─── Exercise data ───

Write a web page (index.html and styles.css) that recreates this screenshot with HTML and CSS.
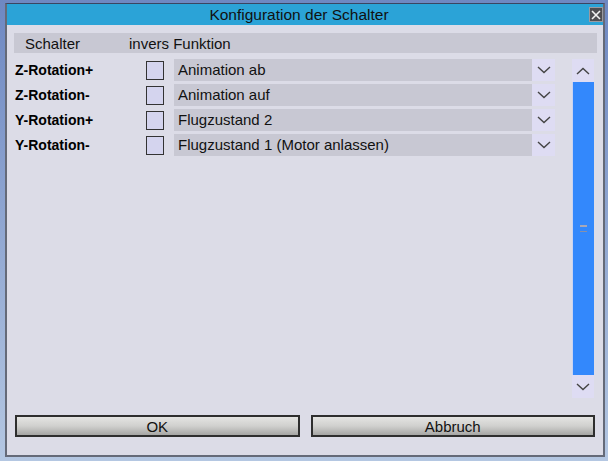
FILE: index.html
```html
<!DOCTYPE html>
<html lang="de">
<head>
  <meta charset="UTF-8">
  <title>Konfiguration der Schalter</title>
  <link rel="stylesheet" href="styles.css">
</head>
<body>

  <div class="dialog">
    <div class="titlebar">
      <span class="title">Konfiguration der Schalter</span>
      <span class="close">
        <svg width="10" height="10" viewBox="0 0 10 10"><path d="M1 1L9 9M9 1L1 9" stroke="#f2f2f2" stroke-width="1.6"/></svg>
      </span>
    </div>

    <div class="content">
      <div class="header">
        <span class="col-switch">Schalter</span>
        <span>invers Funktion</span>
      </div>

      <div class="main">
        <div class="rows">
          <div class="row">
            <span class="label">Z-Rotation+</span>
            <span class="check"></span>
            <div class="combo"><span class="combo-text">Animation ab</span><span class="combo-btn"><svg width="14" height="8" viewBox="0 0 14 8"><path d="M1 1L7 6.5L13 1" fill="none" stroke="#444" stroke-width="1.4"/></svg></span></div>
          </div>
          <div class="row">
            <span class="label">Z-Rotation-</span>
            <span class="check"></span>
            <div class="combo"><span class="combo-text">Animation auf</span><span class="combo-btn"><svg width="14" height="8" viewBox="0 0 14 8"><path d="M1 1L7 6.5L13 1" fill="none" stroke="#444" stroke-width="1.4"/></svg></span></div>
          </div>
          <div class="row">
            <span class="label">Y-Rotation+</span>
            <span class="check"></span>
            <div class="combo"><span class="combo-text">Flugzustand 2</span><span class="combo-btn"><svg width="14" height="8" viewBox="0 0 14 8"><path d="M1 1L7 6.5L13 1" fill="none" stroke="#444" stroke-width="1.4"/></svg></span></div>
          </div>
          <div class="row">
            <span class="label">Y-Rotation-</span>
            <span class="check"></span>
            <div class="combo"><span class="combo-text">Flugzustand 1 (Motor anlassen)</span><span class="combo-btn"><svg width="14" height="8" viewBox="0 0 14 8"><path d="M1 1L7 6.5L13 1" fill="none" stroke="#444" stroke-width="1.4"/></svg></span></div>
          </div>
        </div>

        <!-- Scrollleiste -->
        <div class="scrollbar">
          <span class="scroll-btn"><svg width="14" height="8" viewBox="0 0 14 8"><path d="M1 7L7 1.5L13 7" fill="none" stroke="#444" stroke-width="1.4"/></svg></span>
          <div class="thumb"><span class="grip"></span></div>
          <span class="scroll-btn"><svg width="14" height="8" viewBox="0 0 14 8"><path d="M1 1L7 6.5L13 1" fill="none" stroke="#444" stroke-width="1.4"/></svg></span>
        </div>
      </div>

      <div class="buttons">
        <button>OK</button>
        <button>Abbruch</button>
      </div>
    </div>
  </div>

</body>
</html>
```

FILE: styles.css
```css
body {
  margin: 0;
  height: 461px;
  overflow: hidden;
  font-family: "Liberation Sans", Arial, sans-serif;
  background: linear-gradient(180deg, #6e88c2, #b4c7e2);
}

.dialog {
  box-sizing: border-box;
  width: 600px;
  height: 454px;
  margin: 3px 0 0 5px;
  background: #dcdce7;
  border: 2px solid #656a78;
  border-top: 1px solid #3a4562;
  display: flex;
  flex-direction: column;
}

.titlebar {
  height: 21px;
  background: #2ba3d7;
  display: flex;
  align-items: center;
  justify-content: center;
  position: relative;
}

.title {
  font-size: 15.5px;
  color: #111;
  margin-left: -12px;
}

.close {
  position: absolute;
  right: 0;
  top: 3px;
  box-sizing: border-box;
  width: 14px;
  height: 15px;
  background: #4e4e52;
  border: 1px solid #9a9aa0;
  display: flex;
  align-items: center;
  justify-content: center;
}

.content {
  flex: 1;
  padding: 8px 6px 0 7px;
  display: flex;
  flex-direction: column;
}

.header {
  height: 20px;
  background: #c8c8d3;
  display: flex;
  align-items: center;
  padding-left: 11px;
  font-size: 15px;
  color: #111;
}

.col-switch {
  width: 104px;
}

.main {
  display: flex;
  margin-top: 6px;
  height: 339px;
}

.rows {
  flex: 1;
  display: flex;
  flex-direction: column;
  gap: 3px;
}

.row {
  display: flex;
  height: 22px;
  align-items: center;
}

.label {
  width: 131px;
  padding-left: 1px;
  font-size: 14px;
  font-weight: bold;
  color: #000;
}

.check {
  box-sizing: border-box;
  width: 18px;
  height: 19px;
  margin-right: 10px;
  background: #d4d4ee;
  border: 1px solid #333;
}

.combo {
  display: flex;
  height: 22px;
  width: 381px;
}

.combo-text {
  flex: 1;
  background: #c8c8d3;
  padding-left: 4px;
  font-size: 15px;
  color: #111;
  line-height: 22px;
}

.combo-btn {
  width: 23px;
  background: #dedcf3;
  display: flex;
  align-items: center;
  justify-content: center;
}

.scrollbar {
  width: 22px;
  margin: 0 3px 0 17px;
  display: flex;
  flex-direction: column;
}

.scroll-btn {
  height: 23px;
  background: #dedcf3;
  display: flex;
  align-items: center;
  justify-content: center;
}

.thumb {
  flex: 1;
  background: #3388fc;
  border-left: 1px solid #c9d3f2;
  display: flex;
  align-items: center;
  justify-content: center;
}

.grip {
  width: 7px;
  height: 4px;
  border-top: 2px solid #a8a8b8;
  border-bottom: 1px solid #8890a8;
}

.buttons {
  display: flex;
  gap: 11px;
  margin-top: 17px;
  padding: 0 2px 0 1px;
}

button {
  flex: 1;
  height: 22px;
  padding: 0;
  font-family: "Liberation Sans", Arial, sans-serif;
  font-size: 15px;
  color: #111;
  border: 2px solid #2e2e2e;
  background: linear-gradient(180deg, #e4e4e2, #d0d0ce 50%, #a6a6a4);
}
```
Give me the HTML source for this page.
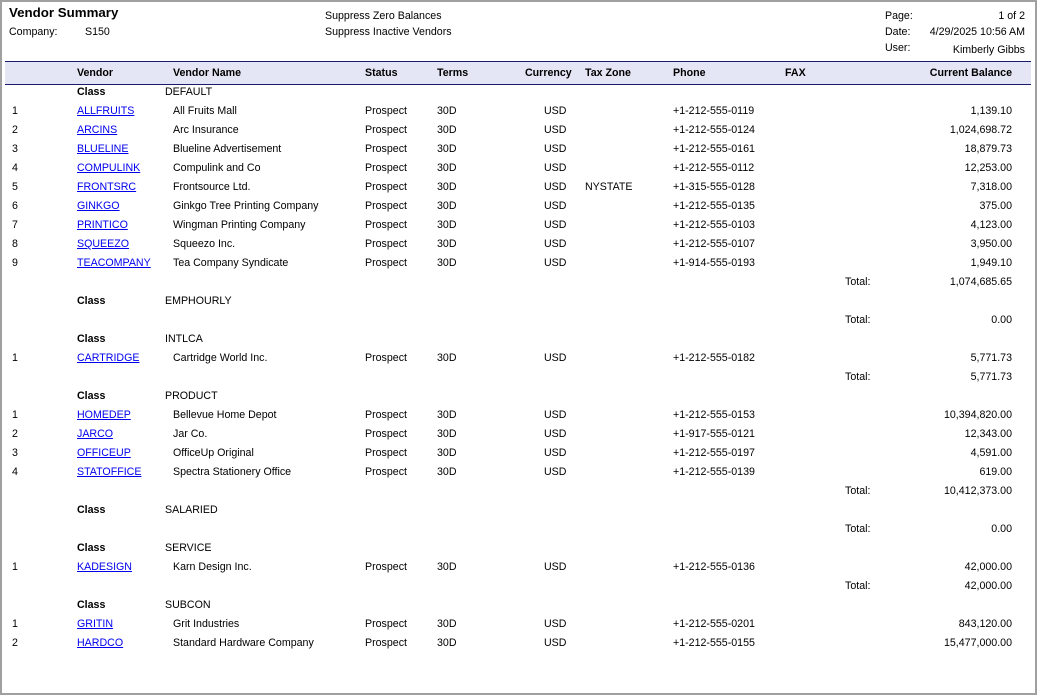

───

Exercise description: Repeat the preceding records precisely, and leave every picture out of the copy.

Result:
Write a web page (index.html and styles.css) that recreates this screenshot with HTML and CSS.
FILE: index.html
```html
<!DOCTYPE html>
<html lang="de">
<head>
  <meta charset="UTF-8">
  <title>Konfiguration der Schalter</title>
  <link rel="stylesheet" href="styles.css">
</head>
<body>

  <div class="dialog">
    <div class="titlebar">
      <span class="title">Konfiguration der Schalter</span>
      <span class="close">
        <svg width="10" height="10" viewBox="0 0 10 10"><path d="M1 1L9 9M9 1L1 9" stroke="#f2f2f2" stroke-width="1.6"/></svg>
      </span>
    </div>

    <div class="content">
      <div class="header">
        <span class="col-switch">Schalter</span>
        <span>invers Funktion</span>
      </div>

      <div class="main">
        <div class="rows">
          <div class="row">
            <span class="label">Z-Rotation+</span>
            <span class="check"></span>
            <div class="combo"><span class="combo-text">Animation ab</span><span class="combo-btn"><svg width="14" height="8" viewBox="0 0 14 8"><path d="M1 1L7 6.5L13 1" fill="none" stroke="#444" stroke-width="1.4"/></svg></span></div>
          </div>
          <div class="row">
            <span class="label">Z-Rotation-</span>
            <span class="check"></span>
            <div class="combo"><span class="combo-text">Animation auf</span><span class="combo-btn"><svg width="14" height="8" viewBox="0 0 14 8"><path d="M1 1L7 6.5L13 1" fill="none" stroke="#444" stroke-width="1.4"/></svg></span></div>
          </div>
          <div class="row">
            <span class="label">Y-Rotation+</span>
            <span class="check"></span>
            <div class="combo"><span class="combo-text">Flugzustand 2</span><span class="combo-btn"><svg width="14" height="8" viewBox="0 0 14 8"><path d="M1 1L7 6.5L13 1" fill="none" stroke="#444" stroke-width="1.4"/></svg></span></div>
          </div>
          <div class="row">
            <span class="label">Y-Rotation-</span>
            <span class="check"></span>
            <div class="combo"><span class="combo-text">Flugzustand 1 (Motor anlassen)</span><span class="combo-btn"><svg width="14" height="8" viewBox="0 0 14 8"><path d="M1 1L7 6.5L13 1" fill="none" stroke="#444" stroke-width="1.4"/></svg></span></div>
          </div>
        </div>

        <!-- Scrollleiste -->
        <div class="scrollbar">
          <span class="scroll-btn"><svg width="14" height="8" viewBox="0 0 14 8"><path d="M1 7L7 1.5L13 7" fill="none" stroke="#444" stroke-width="1.4"/></svg></span>
          <div class="thumb"><span class="grip"></span></div>
          <span class="scroll-btn"><svg width="14" height="8" viewBox="0 0 14 8"><path d="M1 1L7 6.5L13 1" fill="none" stroke="#444" stroke-width="1.4"/></svg></span>
        </div>
      </div>

      <div class="buttons">
        <button>OK</button>
        <button>Abbruch</button>
      </div>
    </div>
  </div>

</body>
</html>
```

FILE: styles.css
```css
body {
  margin: 0;
  height: 461px;
  overflow: hidden;
  font-family: "Liberation Sans", Arial, sans-serif;
  background: linear-gradient(180deg, #6e88c2, #b4c7e2);
}

.dialog {
  box-sizing: border-box;
  width: 600px;
  height: 454px;
  margin: 3px 0 0 5px;
  background: #dcdce7;
  border: 2px solid #656a78;
  border-top: 1px solid #3a4562;
  display: flex;
  flex-direction: column;
}

.titlebar {
  height: 21px;
  background: #2ba3d7;
  display: flex;
  align-items: center;
  justify-content: center;
  position: relative;
}

.title {
  font-size: 15.5px;
  color: #111;
  margin-left: -12px;
}

.close {
  position: absolute;
  right: 0;
  top: 3px;
  box-sizing: border-box;
  width: 14px;
  height: 15px;
  background: #4e4e52;
  border: 1px solid #9a9aa0;
  display: flex;
  align-items: center;
  justify-content: center;
}

.content {
  flex: 1;
  padding: 8px 6px 0 7px;
  display: flex;
  flex-direction: column;
}

.header {
  height: 20px;
  background: #c8c8d3;
  display: flex;
  align-items: center;
  padding-left: 11px;
  font-size: 15px;
  color: #111;
}

.col-switch {
  width: 104px;
}

.main {
  display: flex;
  margin-top: 6px;
  height: 339px;
}

.rows {
  flex: 1;
  display: flex;
  flex-direction: column;
  gap: 3px;
}

.row {
  display: flex;
  height: 22px;
  align-items: center;
}

.label {
  width: 131px;
  padding-left: 1px;
  font-size: 14px;
  font-weight: bold;
  color: #000;
}

.check {
  box-sizing: border-box;
  width: 18px;
  height: 19px;
  margin-right: 10px;
  background: #d4d4ee;
  border: 1px solid #333;
}

.combo {
  display: flex;
  height: 22px;
  width: 381px;
}

.combo-text {
  flex: 1;
  background: #c8c8d3;
  padding-left: 4px;
  font-size: 15px;
  color: #111;
  line-height: 22px;
}

.combo-btn {
  width: 23px;
  background: #dedcf3;
  display: flex;
  align-items: center;
  justify-content: center;
}

.scrollbar {
  width: 22px;
  margin: 0 3px 0 17px;
  display: flex;
  flex-direction: column;
}

.scroll-btn {
  height: 23px;
  background: #dedcf3;
  display: flex;
  align-items: center;
  justify-content: center;
}

.thumb {
  flex: 1;
  background: #3388fc;
  border-left: 1px solid #c9d3f2;
  display: flex;
  align-items: center;
  justify-content: center;
}

.grip {
  width: 7px;
  height: 4px;
  border-top: 2px solid #a8a8b8;
  border-bottom: 1px solid #8890a8;
}

.buttons {
  display: flex;
  gap: 11px;
  margin-top: 17px;
  padding: 0 2px 0 1px;
}

button {
  flex: 1;
  height: 22px;
  padding: 0;
  font-family: "Liberation Sans", Arial, sans-serif;
  font-size: 15px;
  color: #111;
  border: 2px solid #2e2e2e;
  background: linear-gradient(180deg, #e4e4e2, #d0d0ce 50%, #a6a6a4);
}
```
Give me the HTML source for this page.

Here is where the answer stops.